Exercise objective -
All of the lines below are to be transcribed faithfully, with pictures excluded from the copy.

>> BEGIN Data excerpts

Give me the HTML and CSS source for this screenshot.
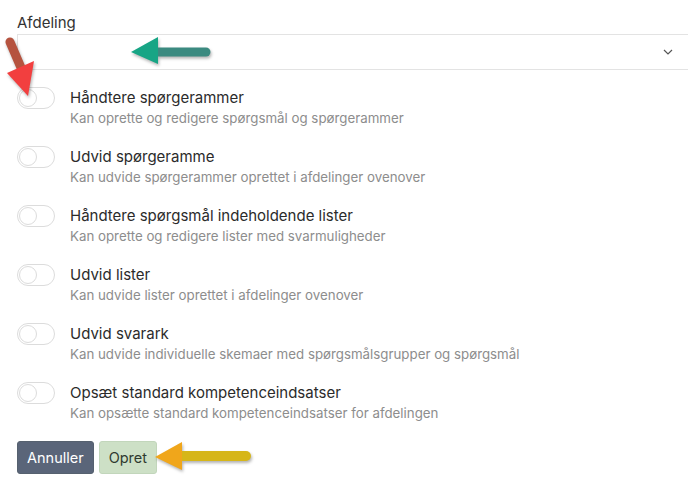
FILE: index.html
```html
<!DOCTYPE html>
<html lang="da">
<head>
    <meta charset="UTF-8">
    <meta name="viewport" content="width=device-width, initial-scale=1.0">
    <title>Rettigheder</title>
    <link rel="stylesheet" href="styles.css">
</head>
<body>
    <div class="page">
        <label class="field-label" for="department">Afdeling</label>
        <div class="select">
            <span class="select-value" id="department"></span>
            <svg class="chevron" width="10" height="6" viewBox="0 0 10 6">
                <path d="M1 1 L5 5 L9 1" fill="none" stroke="#555" stroke-width="1.2"/>
            </svg>
        </div>

        <ul class="permissions">
            <li class="permission">
                <span class="toggle"><span class="knob"></span></span>
                <div class="permission-text">
                    <div class="permission-title">Håndtere spørgerammer</div>
                    <div class="permission-desc">Kan oprette og redigere spørgsmål og spørgerammer</div>
                </div>
            </li>
            <li class="permission">
                <span class="toggle"><span class="knob"></span></span>
                <div class="permission-text">
                    <div class="permission-title">Udvid spørgeramme</div>
                    <div class="permission-desc">Kan udvide spørgerammer oprettet i afdelinger ovenover</div>
                </div>
            </li>
            <li class="permission">
                <span class="toggle"><span class="knob"></span></span>
                <div class="permission-text">
                    <div class="permission-title">Håndtere spørgsmål indeholdende lister</div>
                    <div class="permission-desc">Kan oprette og redigere lister med svarmuligheder</div>
                </div>
            </li>
            <li class="permission">
                <span class="toggle"><span class="knob"></span></span>
                <div class="permission-text">
                    <div class="permission-title">Udvid lister</div>
                    <div class="permission-desc">Kan udvide lister oprettet i afdelinger ovenover</div>
                </div>
            </li>
            <li class="permission">
                <span class="toggle"><span class="knob"></span></span>
                <div class="permission-text">
                    <div class="permission-title">Udvid svarark</div>
                    <div class="permission-desc">Kan udvide individuelle skemaer med spørgsmålsgrupper og spørgsmål</div>
                </div>
            </li>
            <li class="permission">
                <span class="toggle"><span class="knob"></span></span>
                <div class="permission-text">
                    <div class="permission-title">Opsæt standard kompetenceindsatser</div>
                    <div class="permission-desc">Kan opsætte standard kompetenceindsatser for afdelingen</div>
                </div>
            </li>
        </ul>

        <div class="actions">
            <button class="btn btn-cancel">Annuller</button>
            <button class="btn btn-create">Opret</button>
        </div>
    </div>

    <!-- annotation arrows drawn on top of the screenshot -->
    <svg class="arrows" width="688" height="484" viewBox="0 0 688 484">
        <g class="arrow">
            <line x1="10" y1="42" x2="22" y2="70" stroke="#b5533f" stroke-width="9" stroke-linecap="round"/>
            <polygon points="7,73 34,61 28,96" fill="#f23f3f"/>
        </g>
        <g class="arrow">
            <line x1="156" y1="52" x2="206" y2="52" stroke="#3b8a80" stroke-width="9" stroke-linecap="round"/>
            <polygon points="131,52 158,37 158,64" fill="#17a585"/>
        </g>
        <g class="arrow">
            <line x1="180" y1="456" x2="246" y2="456" stroke="#d6b619" stroke-width="10" stroke-linecap="round"/>
            <polygon points="155,457 182,442 182,470" fill="#f0a61b"/>
        </g>
    </svg>
</body>
</html>
```

FILE: styles.css
```css
body {
    font-family: 'Inter', 'Noto Sans', sans-serif;
    background-color: #fff;
    margin: 0;
    overflow: hidden;
}
.page {
    padding: 13px 0 0 17px;
}
.field-label {
    display: block;
    font-size: 15px;
    line-height: 20px;
    color: #333;
}
.select {
    display: flex;
    align-items: center;
    justify-content: flex-end;
    height: 34px;
    margin-top: 1px;
    margin-right: -2px;
    padding-right: 16px;
    border: 1px solid #e3e3e3;
}
.select-value {
    flex: 1;
}
.chevron {
    display: block;
}
.permissions {
    list-style: none;
    margin: 17px 0 0;
    padding: 0;
    display: flex;
    flex-direction: column;
    gap: 17px;
}
.permission {
    display: flex;
    gap: 15px;
}
.toggle {
    flex: none;
    box-sizing: border-box;
    width: 38px;
    height: 22px;
    border: 1px solid #dcdcdc;
    border-radius: 11px;
    padding: 1px;
}
.knob {
    display: block;
    box-sizing: border-box;
    width: 18px;
    height: 18px;
    border: 1px solid #dcdcdc;
    border-radius: 50%;
}
.permission-title {
    font-size: 15px;
    line-height: 21px;
    color: #2b2b2b;
}
.permission-desc {
    font-size: 13.3px;
    line-height: 21px;
    color: #8d8d8d;
}
.actions {
    display: flex;
    gap: 5px;
    margin-top: 17px;
}
.btn {
    font-family: inherit;
    font-size: 14.5px;
    height: 33px;
    padding: 0 9px;
    border-radius: 3px;
    cursor: pointer;
}
.btn-cancel {
    background-color: #5a6579;
    border: 1px solid #56616f;
    color: #fff;
}
.btn-create {
    background-color: #cde0c6;
    border: 1px solid #c2d6bb;
    color: #2f3a2f;
}
.arrows {
    position: absolute;
    top: 0;
    left: 0;
    pointer-events: none;
}
.arrow {
    filter: drop-shadow(1px 2px 1.5px rgba(0, 0, 0, 0.3));
}
```
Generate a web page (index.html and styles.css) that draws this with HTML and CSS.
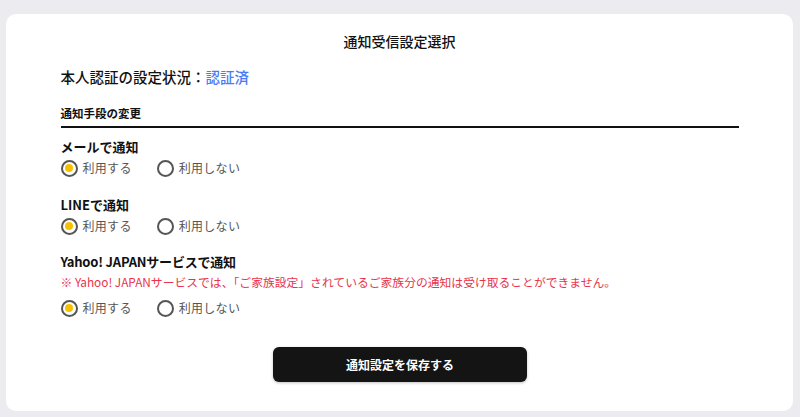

>> END Data excerpts

Solution for this problem -
Give me the HTML and CSS source for this screenshot.
FILE: index.html
```html
<!DOCTYPE html>
<html lang="da">
<head>
    <meta charset="UTF-8">
    <meta name="viewport" content="width=device-width, initial-scale=1.0">
    <title>Rettigheder</title>
    <link rel="stylesheet" href="styles.css">
</head>
<body>
    <div class="page">
        <label class="field-label" for="department">Afdeling</label>
        <div class="select">
            <span class="select-value" id="department"></span>
            <svg class="chevron" width="10" height="6" viewBox="0 0 10 6">
                <path d="M1 1 L5 5 L9 1" fill="none" stroke="#555" stroke-width="1.2"/>
            </svg>
        </div>

        <ul class="permissions">
            <li class="permission">
                <span class="toggle"><span class="knob"></span></span>
                <div class="permission-text">
                    <div class="permission-title">Håndtere spørgerammer</div>
                    <div class="permission-desc">Kan oprette og redigere spørgsmål og spørgerammer</div>
                </div>
            </li>
            <li class="permission">
                <span class="toggle"><span class="knob"></span></span>
                <div class="permission-text">
                    <div class="permission-title">Udvid spørgeramme</div>
                    <div class="permission-desc">Kan udvide spørgerammer oprettet i afdelinger ovenover</div>
                </div>
            </li>
            <li class="permission">
                <span class="toggle"><span class="knob"></span></span>
                <div class="permission-text">
                    <div class="permission-title">Håndtere spørgsmål indeholdende lister</div>
                    <div class="permission-desc">Kan oprette og redigere lister med svarmuligheder</div>
                </div>
            </li>
            <li class="permission">
                <span class="toggle"><span class="knob"></span></span>
                <div class="permission-text">
                    <div class="permission-title">Udvid lister</div>
                    <div class="permission-desc">Kan udvide lister oprettet i afdelinger ovenover</div>
                </div>
            </li>
            <li class="permission">
                <span class="toggle"><span class="knob"></span></span>
                <div class="permission-text">
                    <div class="permission-title">Udvid svarark</div>
                    <div class="permission-desc">Kan udvide individuelle skemaer med spørgsmålsgrupper og spørgsmål</div>
                </div>
            </li>
            <li class="permission">
                <span class="toggle"><span class="knob"></span></span>
                <div class="permission-text">
                    <div class="permission-title">Opsæt standard kompetenceindsatser</div>
                    <div class="permission-desc">Kan opsætte standard kompetenceindsatser for afdelingen</div>
                </div>
            </li>
        </ul>

        <div class="actions">
            <button class="btn btn-cancel">Annuller</button>
            <button class="btn btn-create">Opret</button>
        </div>
    </div>

    <!-- annotation arrows drawn on top of the screenshot -->
    <svg class="arrows" width="688" height="484" viewBox="0 0 688 484">
        <g class="arrow">
            <line x1="10" y1="42" x2="22" y2="70" stroke="#b5533f" stroke-width="9" stroke-linecap="round"/>
            <polygon points="7,73 34,61 28,96" fill="#f23f3f"/>
        </g>
        <g class="arrow">
            <line x1="156" y1="52" x2="206" y2="52" stroke="#3b8a80" stroke-width="9" stroke-linecap="round"/>
            <polygon points="131,52 158,37 158,64" fill="#17a585"/>
        </g>
        <g class="arrow">
            <line x1="180" y1="456" x2="246" y2="456" stroke="#d6b619" stroke-width="10" stroke-linecap="round"/>
            <polygon points="155,457 182,442 182,470" fill="#f0a61b"/>
        </g>
    </svg>
</body>
</html>
```

FILE: styles.css
```css
body {
    font-family: 'Inter', 'Noto Sans', sans-serif;
    background-color: #fff;
    margin: 0;
    overflow: hidden;
}
.page {
    padding: 13px 0 0 17px;
}
.field-label {
    display: block;
    font-size: 15px;
    line-height: 20px;
    color: #333;
}
.select {
    display: flex;
    align-items: center;
    justify-content: flex-end;
    height: 34px;
    margin-top: 1px;
    margin-right: -2px;
    padding-right: 16px;
    border: 1px solid #e3e3e3;
}
.select-value {
    flex: 1;
}
.chevron {
    display: block;
}
.permissions {
    list-style: none;
    margin: 17px 0 0;
    padding: 0;
    display: flex;
    flex-direction: column;
    gap: 17px;
}
.permission {
    display: flex;
    gap: 15px;
}
.toggle {
    flex: none;
    box-sizing: border-box;
    width: 38px;
    height: 22px;
    border: 1px solid #dcdcdc;
    border-radius: 11px;
    padding: 1px;
}
.knob {
    display: block;
    box-sizing: border-box;
    width: 18px;
    height: 18px;
    border: 1px solid #dcdcdc;
    border-radius: 50%;
}
.permission-title {
    font-size: 15px;
    line-height: 21px;
    color: #2b2b2b;
}
.permission-desc {
    font-size: 13.3px;
    line-height: 21px;
    color: #8d8d8d;
}
.actions {
    display: flex;
    gap: 5px;
    margin-top: 17px;
}
.btn {
    font-family: inherit;
    font-size: 14.5px;
    height: 33px;
    padding: 0 9px;
    border-radius: 3px;
    cursor: pointer;
}
.btn-cancel {
    background-color: #5a6579;
    border: 1px solid #56616f;
    color: #fff;
}
.btn-create {
    background-color: #cde0c6;
    border: 1px solid #c2d6bb;
    color: #2f3a2f;
}
.arrows {
    position: absolute;
    top: 0;
    left: 0;
    pointer-events: none;
}
.arrow {
    filter: drop-shadow(1px 2px 1.5px rgba(0, 0, 0, 0.3));
}
```
Generate a web page (index.html and styles.css) that draws this with HTML and CSS.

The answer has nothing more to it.